Section 5: Rules of Play
Event Format
A typical event weekend consists of practice sessions, qualifying, and the race. Session lengths and the number of practices vary by circuit type and are set in the event bulletin.
Qualifying
- Road and street courses: A multi-round knockout qualifying format. The field is split into groups; the fastest advance through successive rounds, culminating in a final shootout (the "Fast Six") that sets the front of the grid, while eliminated cars are ordered by their best times.
- Ovals: Cars qualify by running timed laps; the format depends on the oval.
- Indianapolis 500: A dedicated multi-day qualifying format determines the 33-car starting field and a top-shootout that sets the front rows, including provisions for the slowest cars to be "bumped" from the field.
The Start and Restarts
- INDYCAR uses rolling starts: the field forms up behind the pace car and takes the green flag in formation. Standing starts may be used at selected road/street events when specified.
- Passing before the start/finish line on a start or restart, or before the designated restart zone, is not permitted.
- On restarts after a caution, the leader controls the pace within the restart zone; jumping the restart or improving position before the line is penalized.
Cautions and Red Flags
- Full-course caution: When an incident or debris makes the track unsafe, a full-course yellow is called, the pace car is deployed, and the field closes up at reduced speed behind it. Pit-stop rules during cautions (when the pits open, the order of cars) are defined in the rulebook.
- Local yellow: Used on road and street courses to slow cars through a specific incident zone without a full-course caution; overtaking is prohibited in a local yellow zone.
- Red flag: Stops the session or race for serious incidents or conditions that cannot be managed under caution; procedures govern where cars stop and how the race resumes.
Pit Stops and Procedures
- Pit stops are used to refuel, change tires, and make permitted adjustments. Work must be performed within the team's assigned pit box.
- Pit-lane speed limits, safe-release rules (a car must not be released into the path of another), and equipment-over-the-wall limits are strictly enforced.
- On road and street courses, the rules require running both dry tire compounds during the race, which shapes pit strategy.
Push to Pass
- On road and street courses, drivers have a limited "push to pass" overtake system that provides a temporary engine boost.
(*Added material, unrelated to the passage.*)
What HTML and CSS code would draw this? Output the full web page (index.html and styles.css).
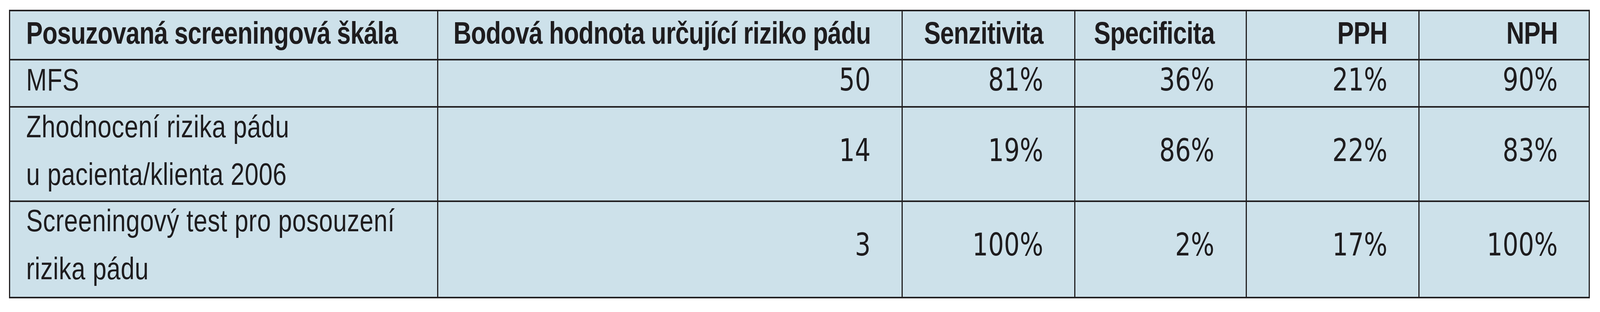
FILE: index.html
```html
<!DOCTYPE html>
<html lang="cs">
<head>
<meta charset="utf-8">
<title>Screeningové škály</title>
<link rel="stylesheet" href="styles.css">
</head>
<body>
<div class="table">
  <div class="cell head left"><span class="t">Posuzovaná screeningová škála</span></div>
  <div class="cell head"><span class="t">Bodová hodnota určující riziko pádu</span></div>
  <div class="cell head"><span class="t">Senzitivita</span></div>
  <div class="cell head"><span class="t">Specificita</span></div>
  <div class="cell head"><span class="t">PPH</span></div>
  <div class="cell head"><span class="t">NPH</span></div>

  <div class="cell r1 left"><span class="t">MFS</span></div>
  <div class="cell r1 num"><span class="t">50</span></div>
  <div class="cell r1 num"><span class="t">81%</span></div>
  <div class="cell r1 num"><span class="t">36%</span></div>
  <div class="cell r1 num"><span class="t">21%</span></div>
  <div class="cell r1 num"><span class="t">90%</span></div>

  <div class="cell r2 left"><span class="t">Zhodnocení rizika pádu<br>u pacienta/klienta 2006</span></div>
  <div class="cell r2 num"><span class="t">14</span></div>
  <div class="cell r2 num"><span class="t">19%</span></div>
  <div class="cell r2 num"><span class="t">86%</span></div>
  <div class="cell r2 num"><span class="t">22%</span></div>
  <div class="cell r2 num"><span class="t">83%</span></div>

  <div class="cell r3 left"><span class="t">Screeningový test pro posouzení<br>rizika pádu</span></div>
  <div class="cell r3 num"><span class="t">3</span></div>
  <div class="cell r3 num"><span class="t">100%</span></div>
  <div class="cell r3 num"><span class="t">2%</span></div>
  <div class="cell r3 num"><span class="t">17%</span></div>
  <div class="cell r3 num"><span class="t">100%</span></div>
</div>
</body>
</html>
```
FILE: styles.css
```css
:root {
  --k: 0.793184;
  --vline: 3.17px;
}

html, body {
  margin: 0;
  padding: 0;
  background: #ffffff;
}

.table {
  display: grid;
  grid-template-columns: 1093px 1185.8px 438.6px 435.5px 439.4px 433.1px;
  grid-template-rows: 122px 117px 238px 243px;
  column-gap: var(--vline);
  row-gap: 4px;
  padding: 4px var(--vline);
  width: max-content;
  margin: 25px 0 0 23px;
  background: #222022;
}

.cell {
  background: #cde1ea;
  color: #1e1c1e;
  display: flex;
  align-items: center;
  justify-content: flex-end;
  padding: 0 79.3px 18px 0;
  font-family: "Liberation Sans", Arial, sans-serif;
  font-size: 80px;
  line-height: 122px;
  white-space: nowrap;
  box-sizing: border-box;
  min-width: 0;
  min-height: 0;
}

.t {
  display: inline-block;
  transform: scaleX(var(--k));
  transform-origin: 100% 50%;
}

.cell.left {
  justify-content: flex-start;
  padding-left: 41.2px;
  padding-right: 0;
  letter-spacing: 0.8px;
}

.cell.left .t {
  transform-origin: 0 50%;
}

.cell.head {
  font-weight: bold;
  letter-spacing: -1px;
  padding-bottom: 11px;
}

.cell.num {
  font-family: "DejaVu Sans", sans-serif;
}

.cell.r3 {
  line-height: 123px;
  padding-bottom: 25px;
}
```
Each driver has an allocation of time (or activations) per race, with restrictions — for example, it is not available on the first lap or during cautions/restarts as specified by the rulebook.
The Indianapolis 500
- The Indianapolis 500 is run over 200 laps of the 2.5-mile Indianapolis Motor Speedway oval — a total race distance of 500 miles — with a starting field of 33 cars arranged in 11 rows of 3.
- The "Month of May" build-up includes practice, the multi-day qualifying weekend that locks in the field and sets the front rows, and the final practice day before the race.
- The 500 awards championship points on the same scale as other rounds; its significance is historical and prestige-based rather than a points multiplier.